Eminent sports psychoanalysts like Mike Brearley, Rudi Webster, Maqbool Babri and Dr Sandy Gordon have expressed their views on the impulses that have led sportsmen on the threshold of fame to risk their careers through corruption and betting. For these psychoanalysts greed is too simplistic an explanation for errant behaviour. Brearley refers to the ‘doomed fatality’ of the first step for a sportsman when he gives even casual assistance on the wrong side. Once in, it is very hard to get out. Dr Sandy Gordon, a well-known Australian sports psychologist, has referred to ‘derailers’ that have induced great athletes like Mike Tyson, George Best, Diego Maradona or Tiger Woods to stray into gambling, drugs and violence against women.
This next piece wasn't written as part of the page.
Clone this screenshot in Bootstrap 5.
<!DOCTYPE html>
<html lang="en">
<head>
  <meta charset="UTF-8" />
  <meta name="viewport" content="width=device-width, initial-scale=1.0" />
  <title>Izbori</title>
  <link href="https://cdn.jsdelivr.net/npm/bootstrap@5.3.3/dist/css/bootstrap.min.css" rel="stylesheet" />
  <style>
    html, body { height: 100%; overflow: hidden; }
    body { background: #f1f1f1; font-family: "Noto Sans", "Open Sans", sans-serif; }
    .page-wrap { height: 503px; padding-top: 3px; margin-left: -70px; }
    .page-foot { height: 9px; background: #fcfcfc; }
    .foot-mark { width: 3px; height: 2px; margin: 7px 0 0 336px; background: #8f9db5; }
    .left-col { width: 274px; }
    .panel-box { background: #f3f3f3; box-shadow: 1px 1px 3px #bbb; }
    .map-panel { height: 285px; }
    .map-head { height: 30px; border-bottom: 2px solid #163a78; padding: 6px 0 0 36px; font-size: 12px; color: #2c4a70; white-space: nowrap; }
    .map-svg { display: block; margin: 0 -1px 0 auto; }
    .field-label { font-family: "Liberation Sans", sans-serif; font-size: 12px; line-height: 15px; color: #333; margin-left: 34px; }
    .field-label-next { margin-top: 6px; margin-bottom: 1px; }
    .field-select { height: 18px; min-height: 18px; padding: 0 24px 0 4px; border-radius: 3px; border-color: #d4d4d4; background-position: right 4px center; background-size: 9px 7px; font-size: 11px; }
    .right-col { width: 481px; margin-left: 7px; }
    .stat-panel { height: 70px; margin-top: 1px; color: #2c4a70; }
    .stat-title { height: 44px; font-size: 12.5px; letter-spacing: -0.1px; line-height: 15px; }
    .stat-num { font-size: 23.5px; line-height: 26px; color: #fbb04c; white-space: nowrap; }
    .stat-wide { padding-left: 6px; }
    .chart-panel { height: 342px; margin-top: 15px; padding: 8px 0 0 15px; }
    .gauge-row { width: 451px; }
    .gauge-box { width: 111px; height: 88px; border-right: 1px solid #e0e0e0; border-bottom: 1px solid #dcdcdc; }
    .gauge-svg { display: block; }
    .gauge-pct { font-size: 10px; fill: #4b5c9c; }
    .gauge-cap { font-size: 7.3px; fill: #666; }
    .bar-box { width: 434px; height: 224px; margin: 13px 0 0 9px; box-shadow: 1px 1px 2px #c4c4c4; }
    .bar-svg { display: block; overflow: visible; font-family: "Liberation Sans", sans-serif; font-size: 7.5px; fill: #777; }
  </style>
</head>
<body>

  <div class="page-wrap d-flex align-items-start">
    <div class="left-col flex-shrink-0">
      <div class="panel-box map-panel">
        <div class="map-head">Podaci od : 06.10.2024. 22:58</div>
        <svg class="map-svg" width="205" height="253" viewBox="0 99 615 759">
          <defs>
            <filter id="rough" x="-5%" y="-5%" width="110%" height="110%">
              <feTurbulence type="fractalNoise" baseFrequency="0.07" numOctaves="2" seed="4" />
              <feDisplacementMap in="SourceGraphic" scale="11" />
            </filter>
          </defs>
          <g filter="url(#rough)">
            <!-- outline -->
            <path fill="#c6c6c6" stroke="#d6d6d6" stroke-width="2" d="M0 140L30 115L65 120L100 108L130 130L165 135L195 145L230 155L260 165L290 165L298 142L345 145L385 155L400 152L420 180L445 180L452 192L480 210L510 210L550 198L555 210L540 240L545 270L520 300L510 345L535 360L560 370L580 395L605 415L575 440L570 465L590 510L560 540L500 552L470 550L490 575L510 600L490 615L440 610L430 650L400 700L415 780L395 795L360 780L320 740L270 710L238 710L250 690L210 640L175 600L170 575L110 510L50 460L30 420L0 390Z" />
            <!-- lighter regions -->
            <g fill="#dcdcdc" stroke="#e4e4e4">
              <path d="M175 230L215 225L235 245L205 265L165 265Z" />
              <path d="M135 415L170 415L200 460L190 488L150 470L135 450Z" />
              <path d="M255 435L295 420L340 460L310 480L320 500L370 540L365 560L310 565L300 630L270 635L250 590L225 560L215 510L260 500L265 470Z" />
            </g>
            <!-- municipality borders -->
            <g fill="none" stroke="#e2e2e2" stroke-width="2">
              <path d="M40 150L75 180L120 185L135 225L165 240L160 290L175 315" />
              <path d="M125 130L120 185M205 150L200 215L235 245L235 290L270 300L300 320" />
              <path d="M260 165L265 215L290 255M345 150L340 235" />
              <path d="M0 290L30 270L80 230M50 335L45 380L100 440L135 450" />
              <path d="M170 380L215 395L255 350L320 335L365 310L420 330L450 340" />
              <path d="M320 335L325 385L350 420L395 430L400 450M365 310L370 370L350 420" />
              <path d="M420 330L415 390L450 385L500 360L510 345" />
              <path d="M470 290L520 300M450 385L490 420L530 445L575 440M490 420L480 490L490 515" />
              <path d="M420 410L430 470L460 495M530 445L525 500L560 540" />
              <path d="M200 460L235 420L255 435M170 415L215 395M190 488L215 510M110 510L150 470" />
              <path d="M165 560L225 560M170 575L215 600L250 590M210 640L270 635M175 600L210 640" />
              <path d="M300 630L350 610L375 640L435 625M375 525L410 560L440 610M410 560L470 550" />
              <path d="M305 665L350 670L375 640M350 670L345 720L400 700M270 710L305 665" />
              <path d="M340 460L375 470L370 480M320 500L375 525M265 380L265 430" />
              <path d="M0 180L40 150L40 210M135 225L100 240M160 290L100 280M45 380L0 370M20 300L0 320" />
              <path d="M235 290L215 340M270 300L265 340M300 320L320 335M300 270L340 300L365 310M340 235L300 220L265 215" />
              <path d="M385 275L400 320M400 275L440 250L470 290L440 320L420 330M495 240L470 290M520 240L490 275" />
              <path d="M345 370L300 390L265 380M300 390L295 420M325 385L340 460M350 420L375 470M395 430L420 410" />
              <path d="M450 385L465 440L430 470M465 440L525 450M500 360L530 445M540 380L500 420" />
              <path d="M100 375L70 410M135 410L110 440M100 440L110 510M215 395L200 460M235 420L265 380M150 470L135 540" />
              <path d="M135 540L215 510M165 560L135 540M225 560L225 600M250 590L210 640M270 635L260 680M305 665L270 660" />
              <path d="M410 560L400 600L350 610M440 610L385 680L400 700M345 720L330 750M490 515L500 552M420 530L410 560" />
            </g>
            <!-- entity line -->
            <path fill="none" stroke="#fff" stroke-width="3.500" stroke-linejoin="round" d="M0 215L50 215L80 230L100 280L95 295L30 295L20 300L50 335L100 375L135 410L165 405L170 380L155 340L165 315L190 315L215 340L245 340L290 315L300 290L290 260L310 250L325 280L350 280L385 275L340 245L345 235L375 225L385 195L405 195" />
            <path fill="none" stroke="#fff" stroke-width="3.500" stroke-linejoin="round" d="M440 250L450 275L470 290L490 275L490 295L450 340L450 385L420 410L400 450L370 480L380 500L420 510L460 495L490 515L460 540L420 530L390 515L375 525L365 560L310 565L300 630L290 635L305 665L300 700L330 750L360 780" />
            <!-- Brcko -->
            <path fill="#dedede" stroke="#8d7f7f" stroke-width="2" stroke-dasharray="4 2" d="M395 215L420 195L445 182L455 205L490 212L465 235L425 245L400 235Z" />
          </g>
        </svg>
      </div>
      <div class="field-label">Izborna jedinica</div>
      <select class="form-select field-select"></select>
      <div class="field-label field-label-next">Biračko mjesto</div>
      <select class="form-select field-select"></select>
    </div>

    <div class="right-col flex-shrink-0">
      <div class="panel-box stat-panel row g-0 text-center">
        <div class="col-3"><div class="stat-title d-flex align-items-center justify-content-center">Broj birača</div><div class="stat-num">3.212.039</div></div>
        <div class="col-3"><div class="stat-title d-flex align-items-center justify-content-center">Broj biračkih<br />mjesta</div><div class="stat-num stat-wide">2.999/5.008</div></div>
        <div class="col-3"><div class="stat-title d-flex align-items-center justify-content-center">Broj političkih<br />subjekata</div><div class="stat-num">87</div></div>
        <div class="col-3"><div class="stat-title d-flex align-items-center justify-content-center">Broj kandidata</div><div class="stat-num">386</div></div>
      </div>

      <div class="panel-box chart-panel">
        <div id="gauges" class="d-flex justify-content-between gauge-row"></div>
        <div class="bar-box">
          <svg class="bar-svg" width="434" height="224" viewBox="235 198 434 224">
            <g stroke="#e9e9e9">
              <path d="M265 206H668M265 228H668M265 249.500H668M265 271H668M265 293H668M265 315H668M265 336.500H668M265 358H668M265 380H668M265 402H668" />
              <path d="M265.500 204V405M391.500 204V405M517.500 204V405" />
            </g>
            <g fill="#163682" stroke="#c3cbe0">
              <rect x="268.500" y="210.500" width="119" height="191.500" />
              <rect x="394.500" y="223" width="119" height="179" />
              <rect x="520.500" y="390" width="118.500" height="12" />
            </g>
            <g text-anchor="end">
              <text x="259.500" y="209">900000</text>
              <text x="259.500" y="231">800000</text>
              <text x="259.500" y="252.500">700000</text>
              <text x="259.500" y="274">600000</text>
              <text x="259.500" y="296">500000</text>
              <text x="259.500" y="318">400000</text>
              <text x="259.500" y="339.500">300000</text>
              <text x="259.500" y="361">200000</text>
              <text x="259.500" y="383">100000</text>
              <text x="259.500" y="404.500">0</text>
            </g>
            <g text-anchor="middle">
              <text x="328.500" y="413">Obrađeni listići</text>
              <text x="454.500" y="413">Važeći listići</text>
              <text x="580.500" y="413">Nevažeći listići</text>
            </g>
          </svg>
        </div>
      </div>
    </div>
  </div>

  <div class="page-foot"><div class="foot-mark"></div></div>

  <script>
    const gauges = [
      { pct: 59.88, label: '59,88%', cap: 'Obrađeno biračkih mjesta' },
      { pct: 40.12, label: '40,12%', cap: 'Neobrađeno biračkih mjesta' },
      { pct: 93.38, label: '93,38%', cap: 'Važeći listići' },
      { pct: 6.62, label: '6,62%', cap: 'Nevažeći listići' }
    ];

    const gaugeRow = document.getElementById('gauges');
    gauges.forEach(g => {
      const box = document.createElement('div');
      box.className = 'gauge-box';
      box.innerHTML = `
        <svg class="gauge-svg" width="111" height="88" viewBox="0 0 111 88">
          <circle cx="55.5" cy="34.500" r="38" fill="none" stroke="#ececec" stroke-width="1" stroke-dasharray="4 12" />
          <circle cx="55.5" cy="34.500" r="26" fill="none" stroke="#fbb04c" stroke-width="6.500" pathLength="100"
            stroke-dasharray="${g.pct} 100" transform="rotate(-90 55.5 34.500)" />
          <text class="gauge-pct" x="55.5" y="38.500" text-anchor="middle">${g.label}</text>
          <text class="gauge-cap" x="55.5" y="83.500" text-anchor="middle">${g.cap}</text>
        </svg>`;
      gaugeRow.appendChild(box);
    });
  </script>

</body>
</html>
Gordon states it is about ‘character meeting opportunity’. Temptations come in many disguises. What stays constant is the powerful lure. Gordon states that individuals overestimate themselves and their ability to get away with ill-advised risks.

Cricket Cauldron—The Turbulent Politics of Sport in Pakistan: Shaharyar M. Khan and Ali Khan, Harper Sport, 330 pages, Rs699
Cricket Cauldron—The Turbulent Politics of Sport in Pakistan: Shaharyar M. Khan and Ali Khan, Harper Sport, 330 pages, Rs699

It is apparent that Pakistan—in its cricket and more widely, in the national arena—has thrown up few mentors and its more recent heroes have been deeply flawed. Pakistan’s demographic structure—a large and young population—will throw up talented young people, and without responsible leadership or mentoring, this group of young people almost always end up behaving badly—rock stars, film stars and the like are prime examples. Keep in mind also that according to psychologists the pre-frontal cortex (PFC) of the brain, an area that deals with planning, forethought, motivation, impulse control and the modulation of emotions, is also not fully developed until the youth reach their mid-20s. Professional sport has strong visible and invisible institutions for mentoring, but despite that sportsmen have often been those who have been hauled up for misconduct—Mike Tyson, George Best, Diego Maradona and Tiger Woods are only a few examples.
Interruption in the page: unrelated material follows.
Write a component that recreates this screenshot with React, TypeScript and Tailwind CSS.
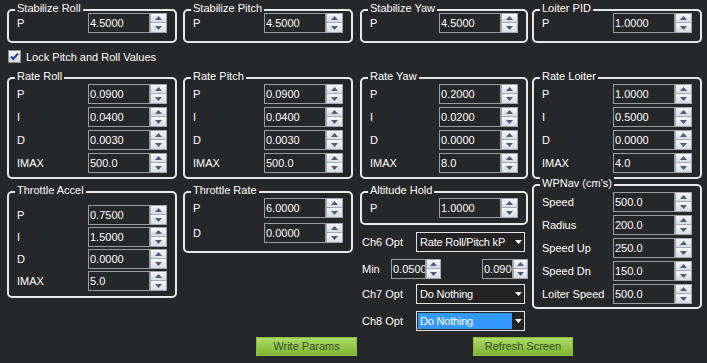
import type { ReactNode } from 'react';

type Field = { label: string; value: string };

function Arrow({ up }: { up?: boolean }) {
  return (
    <svg width="7" height="4" viewBox="0 0 7 4" className="block">
      <path d={up ? 'M0 4 L3.5 0 L7 4 Z' : 'M0 0 L7 0 L3.5 4 Z'} fill="#4b5b7c" />
    </svg>
  );
}

function Spinner({ width = 'w-[17px]' }: { width?: string }) {
  return (
    <div className={`${width} h-[20px] flex flex-col`}>
      <div className="h-[10px] flex items-center justify-center border border-[#a3aab6] bg-gradient-to-b from-[#f6f7f9] to-[#d8dce4]">
        <Arrow up />
      </div>
      <div className="h-[10px] flex items-center justify-center border border-t-0 border-[#a3aab6] bg-gradient-to-b from-[#f6f7f9] to-[#d8dce4]">
        <Arrow />
      </div>
    </div>
  );
}

function Numeric({ value, box = 'w-[62px]', spin = 'w-[17px]' }: { value: string; box?: string; spin?: string }) {
  return (
    <div className="flex h-[20px] shrink-0">
      <div className={`${box} h-full border border-[#9d9d9d] bg-[#262728] overflow-hidden whitespace-nowrap pl-[1px] leading-[18px]`}>
        {value}
      </div>
      <Spinner width={spin} />
    </div>
  );
}

function Row({ label, value }: Field) {
  return (
    <div className="flex items-center h-[20px]">
      <span className="flex-1 leading-[20px]">{label}</span>
      <Numeric value={value} />
    </div>
  );
}

function GroupBox({ title, className, children }: { title: string; className: string; children: ReactNode }) {
  return (
    <div className={`relative border-2 border-[#e9e9e9] rounded-[5px] flex flex-col pl-[8px] pr-[8px] ${className}`}>
      <span className="absolute -top-[9px] left-[6px] px-[2px] bg-[#262728] leading-[13px] whitespace-nowrap">{title}</span>
      {children}
    </div>
  );
}

function Combo({ value, selected }: { value: string; selected?: boolean }) {
  return (
    <div className="w-[109px] h-[20px] flex border border-[#e4e4e4] bg-[#232323]">
      <div className="flex-1 overflow-hidden whitespace-nowrap pl-[1px] pt-[1px]">
        <div className={`h-[16px] leading-[16px] pl-[2px] tracking-[-0.2px] ${selected ? 'bg-[#3399ff]' : ''}`}>{value}</div>
      </div>
      <div className="w-[12px] flex items-center justify-center">
        <svg width="7" height="4" viewBox="0 0 7 4">
          <path d="M0 0 L7 0 L3.5 4 Z" fill="#ffffff" />
        </svg>
      </div>
    </div>
  );
}

function ChRow({ label, value, selected, className }: { label: string; value: string; selected?: boolean; className: string }) {
  return (
    <div className={`flex items-center h-[20px] ${className}`}>
      <span className="w-[56px] pl-[2px]">{label}</span>
      <Combo value={value} selected={selected} />
    </div>
  );
}

const rateRoll: Field[] = [
  { label: 'P', value: '0.0900' },
  { label: 'I', value: '0.0400' },
  { label: 'D', value: '0.0030' },
  { label: 'IMAX', value: '500.0' },
];
const rateYaw: Field[] = [
  { label: 'P', value: '0.2000' },
  { label: 'I', value: '0.0200' },
  { label: 'D', value: '0.0000' },
  { label: 'IMAX', value: '8.0' },
];
const rateLoiter: Field[] = [
  { label: 'P', value: '1.0000' },
  { label: 'I', value: '0.5000' },
  { label: 'D', value: '0.0000' },
  { label: 'IMAX', value: '4.0' },
];
const throttleAccel: Field[] = [
  { label: 'P', value: '0.7500' },
  { label: 'I', value: '1.5000' },
  { label: 'D', value: '0.0000' },
  { label: 'IMAX', value: '5.0' },
];
const wpNav: Field[] = [
  { label: 'Speed', value: '500.0' },
  { label: 'Radius', value: '200.0' },
  { label: 'Speed Up', value: '250.0' },
  { label: 'Speed Dn', value: '150.0' },
  { label: 'Loiter Speed', value: '500.0' },
];

export default function App() {
  return (
    <div className="w-[707px] h-[363px] overflow-hidden bg-[#262728] text-white text-[11px] font-['Liberation_Sans',Arial,sans-serif] select-none">
      {/* Stabilize row */}
      <div className="flex pt-[9px] pl-[7px]">
        <GroupBox title="Stabilize Roll" className="w-[170px] pt-[2px] pb-[8px]">
          <Row label="P" value="4.5000" />
        </GroupBox>
        <GroupBox title="Stabilize Pitch" className="ml-[6px] w-[170px] pt-[2px] pb-[8px]">
          <Row label="P" value="4.5000" />
        </GroupBox>
        <GroupBox title="Stabilize Yaw" className="ml-[7px] w-[168px] pt-[2px] pb-[8px]">
          <Row label="P" value="4.5000" />
        </GroupBox>
        <GroupBox title="Loiter PID" className="ml-[4px] w-[170px] pt-[2px] pb-[8px]">
          <Row label="P" value="1.0000" />
        </GroupBox>
      </div>

      {/* Lock checkbox */}
      <div className="flex items-center gap-[5px] mt-[7px] pl-[8px] h-[13px]">
        <div className="w-[13px] h-[13px] border border-[#8e8f8f] bg-gradient-to-b from-[#f4f4f4] to-[#dadada] flex items-center justify-center">
          <svg width="11" height="11" viewBox="0 0 11 11">
            <path d="M2 5.5 L4.3 8 L9 2.5" stroke="#24429b" strokeWidth="2" fill="none" />
          </svg>
        </div>
        <span className="leading-[13px] mt-[1px]">Lock Pitch and Roll Values</span>
      </div>

      {/* Rate row */}
      <div className="flex mt-[14px] pl-[7px]">
        <GroupBox title="Rate Roll" className="w-[170px] pt-[5px] pb-[4px] gap-[3px]">
          {rateRoll.map((f) => <Row key={f.label} {...f} />)}
        </GroupBox>
        <GroupBox title="Rate Pitch" className="ml-[6px] w-[170px] pt-[5px] pb-[4px] gap-[3px]">
          {rateRoll.map((f) => <Row key={f.label} {...f} />)}
        </GroupBox>
        <GroupBox title="Rate Yaw" className="ml-[7px] w-[168px] pt-[5px] pb-[4px] gap-[3px]">
          {rateYaw.map((f) => <Row key={f.label} {...f} />)}
        </GroupBox>
        <GroupBox title="Rate Loiter" className="ml-[4px] w-[170px] pt-[5px] pb-[4px] gap-[3px]">
          {rateLoiter.map((f) => <Row key={f.label} {...f} />)}
        </GroupBox>
      </div>

      {/* Lower section */}
      <div className="flex items-start mt-[5px] pl-[7px] h-[153px]">
        <GroupBox title="Throttle Accel" className="mt-[7px] w-[170px] pt-[12px] pb-[5px] gap-[2px]">
          {throttleAccel.map((f) => <Row key={f.label} {...f} />)}
        </GroupBox>
        <GroupBox title="Throttle Rate" className="mt-[7px] ml-[6px] w-[170px] pt-[5px] pb-[8px] gap-[5px]">
          <Row label="P" value="6.0000" />
          <Row label="D" value="0.0000" />
        </GroupBox>

        <div className="mt-[7px] ml-[7px] w-[168px] flex flex-col">
          <GroupBox title="Altitude Hold" className="pt-[5px] pb-[5px]">
            <Row label="P" value="1.0000" />
          </GroupBox>
          <ChRow label="Ch6 Opt" value="Rate Roll/Pitch kP" className="mt-[7px]" />
          <div className="flex items-center h-[20px] mt-[7px]">
            <span className="w-[31px] pl-[2px]">Min</span>
            <Numeric value="0.0500" box="w-[35px]" spin="w-[15px]" />
            <div className="ml-[41px]">
              <Numeric value="0.0900" box="w-[31px]" spin="w-[15px]" />
            </div>
          </div>
          <ChRow label="Ch7 Opt" value="Do Nothing" className="mt-[5px]" />
          <ChRow label="Ch8 Opt" value="Do Nothing" selected className="mt-[7px]" />
        </div>

        <GroupBox title="WPNav (cm's)" className="ml-[4px] w-[170px] pt-[6px] pb-[3px] gap-[3px]">
          {wpNav.map((f) => <Row key={f.label} {...f} />)}
        </GroupBox>
      </div>

      {/* Buttons */}
      <div className="flex pl-[256px] gap-[116px]">
        <button className="w-[101px] h-[19px] border border-[#8cbb48] bg-gradient-to-b from-[#addb64] to-[#80b531] text-[#3a4a28] leading-[17px]">
          Write Params
        </button>
        <button className="w-[100px] h-[19px] border border-[#8cbb48] bg-gradient-to-b from-[#addb64] to-[#80b531] text-[#3a4a28] leading-[17px]">
          Refresh Screen
        </button>
      </div>
    </div>
  );
}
Maqbool Babri has been quoted in an article by Sharda Ugra as saying ‘that teams need role models within their own structures. It could be a senior figure—the coach, say, whose role is not merely that of a technical instructor but also a counsellor and psychotherapist who players can go and talk to without fear’. The coach’s role is that of the adult figure among a group of young, ambitious, highly strung men on a high wire of ambition and expectation.
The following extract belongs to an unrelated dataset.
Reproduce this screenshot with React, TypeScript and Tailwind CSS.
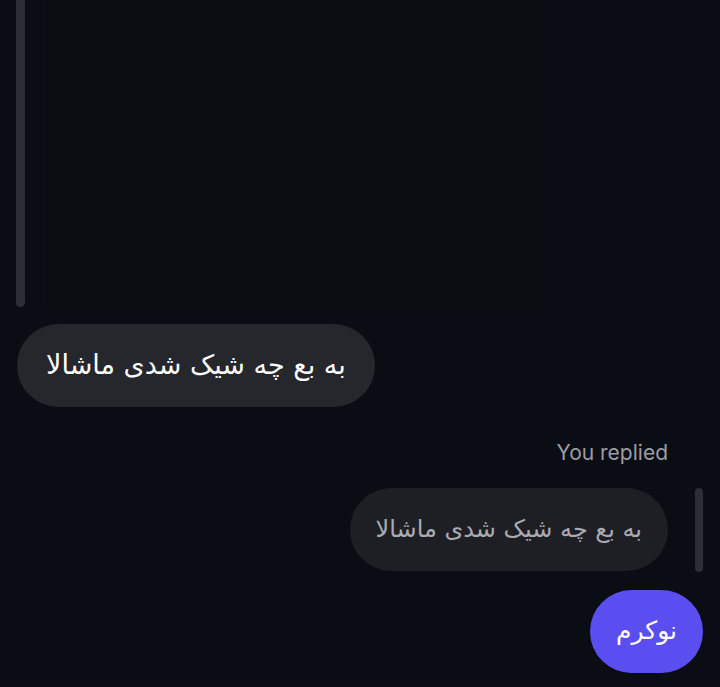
import React from 'react';

const arabic = { fontFamily: '"DejaVu Sans", "Noto Sans", sans-serif' };

const App: React.FC = () => {
  return (
    <div className="w-[720px] h-[687px] overflow-hidden bg-[#0b0d14] flex flex-col" style={{ fontFamily: 'Inter, "Liberation Sans", sans-serif' }}>
      {/* replied-to media preview */}
      <div className="flex h-[310px] pl-4">
        <div className="w-[9px] h-[307px] rounded-b-full bg-[#2b2e36]" />
        <div className="ml-[21px] w-[490px] h-full bg-[#0a0c11]" />
      </div>

      {/* incoming message */}
      <div
        dir="rtl"
        className="mt-[14px] ml-[17px] self-start h-[83px] px-[29px] flex items-center rounded-full bg-[#25272d] text-white text-[27px]"
        style={arabic}
      >
        به بع چه شیک شدی ماشالا
      </div>

      {/* reply label */}
      <div className="self-end mr-[52px] mt-[30px] text-[21px] text-[#9b9da4]">You replied</div>

      {/* quoted message */}
      <div className="mt-[19px] flex items-stretch justify-end pr-[17px] gap-[27px]">
        <div
          dir="rtl"
          className="h-[83px] px-[26px] flex items-center rounded-full bg-[#1d1f25] text-[#a9abb1] text-[24px]"
          style={arabic}
        >
          به بع چه شیک شدی ماشالا
        </div>
        <div className="w-[8px] h-[84px] rounded-full bg-[#2b2e36]" />
      </div>

      {/* my message */}
      <div
        dir="rtl"
        className="mt-[18px] mr-[17px] self-end h-[83px] w-[113px] flex items-center justify-center rounded-full bg-[#5b4ef0] text-white text-[25px]"
        style={arabic}
      >
        نوکرم
      </div>
    </div>
  );
};

export default App;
In Pakistan the mentoring function has almost evaporated and this omission is made more acute by the minimal impact of education. The exception was Imran Khan, who moulded a team of young players and infused them with discipline and a competitive self-belief. Woe betide the player who stepped out of line with Imran. Such was the force of his personality that team colleagues and often the opposition remained in awe of him. Since Imran retired Pakistan has had 16 captains—Australia have had four, England eight and India six—and none has played the role of mentor to a young team. Wasim Akram and Waqar Younis, Imran’s heirs, were said to discourage young fast bowlers in the team. No effort was made to groom them. To some extent the combination of Inzamam and Bob Woolmer filled the mentoring gap, but even here Inzamam used his religious morality to hold sway over the team, mistaking piety for morality. It means the tough job of maturing morality is taken lightly, as though almost mechanically done. Moreover, despite his seniority and position in the team, even Inzamam felt insecure—often blocking entry into the team of promising middle-order batsmen. In contrast to Pakistan, Anil Kumble recently stated what important roles senior players have played in the Indian team. He mentioned his own role along with that of Srinath, Dravid, Laxman, Ganguly and Tendulkar—all highly respected, educated senior members of the team who ensured that the younger members of the team matured and followed their example. Pakistan, in contrast, have recently included in their team management Waqar Younis and Ijaz Ahmed, both players who were prominently mentioned in the Qayyum report.

Maybe the most destructive recent impact of the lack of positive mentoring appears to be the example of Mohammad Amir, the young fast bowler at the centre of the spot-fixing scandal. Did his captain order him to overstep the line? Was his senior partner Mohammad Asif a contributing influence? Amir comes from a desperately poor background, but his meteoric rise has seen him move from a small town in Punjab to owning a town house in an expensive area of Lahore. Asif, of course, has been on the scene much longer but has been no stranger to controversy. In Amir’s case the combined influences of poor mentorship, lack of education, a rags-to-riches rise and a corrupt and criminal environment have jeopardized the career of one of cricket’s most exciting prospects.